3.3 Expanded Social Network Analysis
For our SNA in Gephi, each keyword is a node linked by co-occurrences in the same job description:
- High-Degree Nodes
- Python and SQL consistently appear in tandem with diverse tools and concepts, reflecting their foundational role in data workflows.
- AWS also ranks high in node connections, highlighting the prevalent use of Amazon’s cloud services.
- Bridging Keywords
- Python demonstrates notable betweenness centrality, linking machine learning tasks with code maintenance and version control.
- Data infrastructure forms a bridge between pipeline tools (Snowflake, Airflow) and multi-cloud requirements (AWS, Azure).
- Community Pockets
- A sub-community of ML-oriented keywords (e.g., “machine learning,” “pandas,” “analytics engineer”) co-occurs frequently, signaling the integration of ML tasks within Data Engineering pipelines.
- Another cluster combines cloud infrastructure with pipeline tools, revealing a strong synergy between scaling architectures and orchestrating data flows.
- Soft-Skill Intersection
- “team deliver,” “mentoring team,” and “crossfunctional” connect to both technical keywords (pipeline, Python) and stakeholder-oriented terms, highlighting the interplay of communication and coding expertise.
Overall, the SNA reveals how frequently mentioned skills (e.g., Python, SQL) act as hubs, while related keywords (e.g., “airflow,” “machine learning”) form specialized clusters that branch out from these core competencies.
4. Insights
- Python and SQL as Cornerstone Skills
- The frequency table, clustering, and SNA collectively indicate that Python and SQL dominate job requirements, serving as the backbone for data manipulation and pipeline tasks.
- Evolving Cloud Demand
- High frequencies for “cloud infrastructure” (59), “aws” (25), and “microsoft azure” (18) confirm the push toward multi-cloud expertise.

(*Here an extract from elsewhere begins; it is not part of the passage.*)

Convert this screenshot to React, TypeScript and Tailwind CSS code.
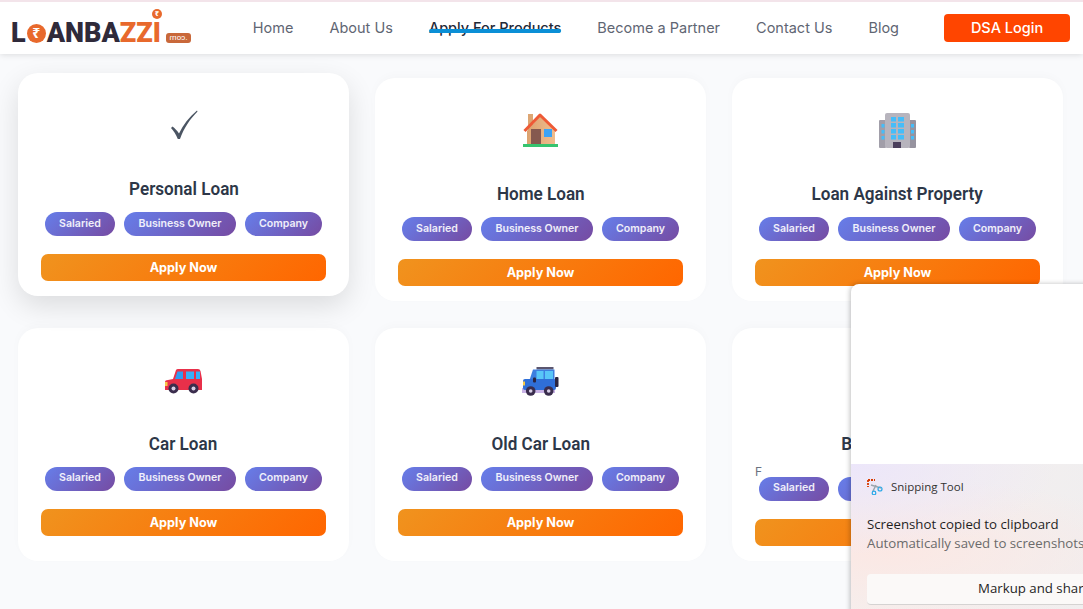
const cardClass = "bg-white rounded-[20px] px-[23px] pt-[32px] pb-[15px] flex flex-col items-center";

function Check() {
    return (
        <svg width="30" height="30" viewBox="0 0 30 30">
            <path d="M2 18 L3.500 16.500 C5.500 18 8 20.500 10 23.500 C14 15 20 7 28 0.500 L28.500 1.500 C21 9 15 18 11 29 L8.800 29 C7 24.500 4.500 20.500 2 18 Z" fill="#4b5563" />
        </svg>
    );
}

function House() {
    return (
        <svg width="37" height="36" viewBox="0 0 37 36">
            <defs>
                <linearGradient id="wall" x1="0" y1="0" x2="1" y2="0">
                    <stop offset="0" stopColor="#dba26f" />
                    <stop offset="1" stopColor="#f0bd8e" />
                </linearGradient>
            </defs>
            <rect x="6" y="2" width="5" height="16" fill="#dda673" />
            <path d="M5 19 L18 4 L33 19 V32 H5 Z" fill="url(#wall)" />
            <path d="M2.500 19 L18 3 L34.500 19" fill="none" stroke="#ee5a36" strokeWidth="3" strokeLinejoin="round" />
            <rect x="9" y="17" width="10" height="15" fill="#85594f" />
            <rect x="22" y="17" width="8" height="8" fill="#3ba3f5" />
            <rect x="1" y="32" width="35" height="3" fill="#35c46f" />
        </svg>
    );
}

function Building() {
    const rows = [5, 11, 17, 23];
    return (
        <svg width="37" height="36" viewBox="0 0 37 36">
            <rect x="0" y="8" width="7" height="28" rx="1" fill="#a19ea9" />
            <rect x="30" y="8" width="7" height="28" rx="1" fill="#96939f" />
            <rect x="6" y="1" width="25" height="35" rx="2" fill="#b7b4bd" />
            {rows.map((y) => (
                <g key={y} fill="#45bdf9">
                    <rect x="12" y={y} width="5" height="4.500" />
                    <rect x="19" y={y} width="6" height="4.500" />
                </g>
            ))}
            <rect x="2.500" y="12" width="3" height="3.500" fill="#45bdf9" />
            <rect x="2.500" y="18" width="3" height="3.500" fill="#45bdf9" />
            <rect x="2.500" y="24" width="3" height="3.500" fill="#45bdf9" />
            <rect x="32" y="12" width="3" height="3.500" fill="#45bdf9" />
            <rect x="32" y="18" width="3" height="3.500" fill="#45bdf9" />
            <rect x="32" y="24" width="3" height="3.500" fill="#45bdf9" />
            <rect x="14" y="30" width="8" height="6" fill="#4a3f5c" />
        </svg>
    );
}

function Car() {
    return (
        <svg width="37" height="25" viewBox="0 0 37 25" className="mt-[4px]">
            <path d="M8 10 L11 1 Q11.500 0 13 0 H33 Q35 0 35.500 2 L37 10 V21 H0 V13 Q0 11 3 11 Z" fill="#e8304a" />
            <path d="M10 10 L12.500 2.500 H18 V10 Z" fill="#2f9bf0" />
            <rect x="21" y="2.500" width="8" height="7.500" fill="#38b0f8" />
            <rect x="31" y="2.500" width="4" height="7.500" fill="#38b0f8" />
            <rect x="0" y="13" width="2.500" height="4" fill="#f7c948" />
            <circle cx="8.500" cy="19.500" r="5" fill="#3a2d4d" />
            <circle cx="8.500" cy="19.500" r="2" fill="#d8cfe6" />
            <circle cx="28.500" cy="19.500" r="5" fill="#3a2d4d" />
            <circle cx="28.500" cy="19.500" r="2" fill="#d8cfe6" />
        </svg>
    );
}

function Jeep() {
    return (
        <svg width="37" height="31" viewBox="0 0 37 31" className="mt-[3px]">
            <rect x="0" y="22" width="33" height="5" fill="#c9b3e6" />
            <rect x="14.500" y="1" width="17" height="2.500" fill="#5b5670" />
            <path d="M7.500 14 L11 3.500 H32.500 V14 Z" fill="#3d7fe0" />
            <rect x="14.500" y="5" width="7" height="8.500" fill="#58c6f8" />
            <rect x="23" y="5" width="8" height="8.500" fill="#58c6f8" />
            <rect x="1" y="13" width="33" height="11" rx="2" fill="#2f6fd8" />
            <rect x="11" y="11.500" width="3" height="5" rx="1" fill="#2b2540" />
            <rect x="33" y="11" width="3.500" height="10" rx="1" fill="#2b2540" />
            <rect x="1" y="15.500" width="2" height="4" fill="#f7c948" />
            <circle cx="8.700" cy="25" r="4.800" fill="#3a2d4d" />
            <circle cx="8.700" cy="25" r="1.800" fill="#d8cfe6" />
            <circle cx="26.700" cy="25" r="4.800" fill="#3a2d4d" />
            <circle cx="26.700" cy="25" r="1.800" fill="#d8cfe6" />
        </svg>
    );
}

function SnipIcon() {
    return (
        <svg width="16" height="16" viewBox="0 0 16 16" fill="none">
            <path d="M1 1 H8 M1 1 V8" stroke="#d83b01" strokeWidth="1.800" strokeDasharray="2 1" />
            <path d="M4 6 L14 9 M6 12 L9 6" stroke="#9aa5ad" strokeWidth="1.500" />
            <circle cx="13" cy="10" r="2" stroke="#29a8e8" strokeWidth="1.200" />
            <circle cx="7" cy="14" r="1.800" stroke="#29a8e8" strokeWidth="1.200" />
        </svg>
    );
}

function Tags() {
    return (
        <div className="flex gap-[9px] self-center">
            <span className="h-[24px] w-[70px] pb-[1px] flex items-center justify-center rounded-full bg-[linear-gradient(135deg,#667eea,#764ba2)] text-white/90 text-[10.600px] font-semibold">Salaried</span>
            <span className="h-[24px] w-[112px] pb-[1px] flex items-center justify-center rounded-full bg-[linear-gradient(135deg,#667eea,#764ba2)] text-white/90 text-[10.600px] font-semibold">Business Owner</span>
            <span className="h-[24px] w-[77px] pb-[1px] flex items-center justify-center rounded-full bg-[linear-gradient(135deg,#667eea,#764ba2)] text-white/90 text-[10.600px] font-semibold">Company</span>
        </div>
    );
}

function LoanCard({ title, icon, extra, raised }: { title: string; icon: React.ReactNode; extra?: string; raised?: boolean }) {
    return (
        <div className={raised ? cardClass + " -translate-y-[5px] shadow-[0_10px_28px_rgba(0,0,0,0.12)]" : cardClass + " shadow-[0_-3px_10px_rgba(0,0,0,0.02)]"}>
            <div className="h-[40px] flex items-center justify-center">{icon}</div>
            <h3 className="mt-[32px] h-[24px] leading-[24px] text-[19px] font-semibold whitespace-nowrap scale-x-[0.9] text-[#2d3748] font-['Roboto',sans-serif]">{title}</h3>
            {extra && <div className="self-start h-[10px] mt-[11px] -mb-[11px] leading-[10px] text-[12px] text-[#6b7280]">{extra}</div>}
            <div className="mt-[11px]">
                <Tags />
            </div>
            <button className="mt-[18px] w-[285px] h-[27px] rounded-[7px] bg-[linear-gradient(135deg,#f0931e,#ff6600)] text-white text-[12.700px] font-bold">Apply Now</button>
        </div>
    );
}

function Logo() {
    return (
        <div className="relative mt-[10px] flex items-center font-['Roboto',sans-serif] font-black text-[27px] leading-none text-[#2f2a3a]">
            <span>L</span>
            <span className="w-[19px] h-[19px] mx-[1px] rounded-full bg-[#e8692c] text-white text-[14px] font-bold flex items-center justify-center font-['Noto_Sans',sans-serif]">₹</span>
            <span>ANBA</span>
            <span className="text-[#e8692c]">ZZI</span>
            <span className="absolute right-[29px] -top-[11px] w-[10px] h-[10px] rounded-full bg-[#e8692c] text-white text-[7px] flex items-center justify-center font-['Noto_Sans',sans-serif]">₹</span>
            <span className="ml-[5px] mt-[9px] w-[25px] h-[10px] rounded-[3px] bg-[#c9683a] text-white text-[8px] font-normal leading-[10px] text-center -scale-x-100">.com</span>
        </div>
    );
}

export default function App() {
    return (
        <div className="relative h-[609px] overflow-hidden bg-[#f9fafc] font-['Inter',sans-serif]">
            <header className="h-[54px] bg-white border-t-2 border-[#f3e4ea] shadow-[0_1px_6px_rgba(0,0,0,0.12)] flex items-center pl-[11px] pr-[13px]">
                <Logo />
                <nav className="ml-auto flex items-center gap-[36px] text-[14.500px] text-[#5f6673]">
                    <a href="#">Home</a>
                    <a href="#">About Us</a>
                    <a href="#" className="relative font-medium text-[#1f2937]">
                        Apply For Products
                        <span className="absolute left-0 right-0 top-[12px] h-[4px] rounded-full bg-[#0a8fd6]" />
                    </a>
                    <a href="#">Become a Partner</a>
                    <a href="#">Contact Us</a>
                    <a href="#">Blog</a>
                    <a href="#" className="ml-[9px] w-[126px] h-[28px] rounded-[4px] bg-[#ff4500] text-white font-medium flex items-center justify-center">DSA Login</a>
                </nav>
            </header>

            <main className="grid grid-cols-[331px_331px_331px] gap-x-[26px] gap-y-[26.600px] px-[18px] pt-[24px]">
                <LoanCard title="Personal Loan" icon={<Check />} raised />
                <LoanCard title="Home Loan" icon={<House />} />
                <LoanCard title="Loan Against Property" icon={<Building />} />
                <LoanCard title="Car Loan" icon={<Car />} />
                <LoanCard title="Old Car Loan" icon={<Jeep />} />
                <LoanCard title="Business Loan" icon={<span />} extra="F" />
            </main>

            {/* snipping tool toast sits over the page, runs off the right edge */}
            <div className="absolute left-[851px] top-[284px] w-[367px] h-[340px] rounded-tl-[8px] bg-white shadow-[-1px_0_5px_rgba(0,0,0,0.25)]">
                <div className="h-[180px]" />
                <div className="h-[160px] px-[16px] pt-[14px] bg-[radial-gradient(ellipse_at_0%_0%,#ece6fa_0%,transparent_40%),radial-gradient(ellipse_at_10%_55%,#fbe8e4_0%,transparent_60%),linear-gradient(90deg,#f5efee,#eeeef0)]">
                    <div className="flex items-center gap-[8px] text-[11.500px] text-[#333] font-['Open_Sans',sans-serif]">
                        <SnipIcon />
                        <span>Snipping Tool</span>
                    </div>
                    <div className="mt-[20px] text-[13.250px] leading-[19px] text-[#1f1f1f] font-['Open_Sans',sans-serif]">Screenshot copied to clipboard</div>
                    <div className="text-[13.250px] leading-[19px] text-[#6b6b6b] font-['Open_Sans',sans-serif]">Automatically saved to screenshots folder</div>
                    <div className="mt-[21px] h-[31px] rounded-[4px] bg-[#fbf9f8] border-b border-[#d5d3d2] flex items-center justify-center text-[13.250px] text-[#1f1f1f] font-['Open_Sans',sans-serif]">Markup and share</div>
                </div>
            </div>
        </div>
    );
}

- Cloud solutions tightly integrate with pipeline tools such as Snowflake and Airflow.
- Collaboration & Stakeholder Focus
- Unexpectedly high frequencies for “team deliver” (165), “relationship delivering” (20), and “crossfunctional” (19) illustrate the necessity for strong communication and collaborative abilities in Data Engineering.
- Machine Learning On the Rise
- The presence of “machine learning” (41) alongside robust co-occurrences in SNA suggests a rising emphasis on operationalizing ML models within Data Engineering pipelines.
5. Conclusion
In this text mining project, we integrated hierarchical clustering and Social Network Analysis to uncover the trends shaping Data Engineering roles in the UK. The keyword frequency table highlights the preeminence of “data engineer,” “team deliver,” and “python,” underscoring the dual requirement of technical prowess and collaborative capabilities. Hierarchical clustering groups these keywords into thematic clusters, while the SNA visualization shows how skills and tools co-occur and form network communities in practical contexts.
Overall, the findings confirm that Data Engineering demands strong coding fundamentals (Python, SQL), orchestration/pipeline expertise (Airflow, Snowflake), cloud proficiency (AWS, Azure), and cross-team collaboration. As the data domain continues to evolve—integrating machine learning and advanced analytics—professionals who balance these capabilities are well-positioned to meet industry needs, and employers can optimize their hiring strategies by focusing on these core skill sets.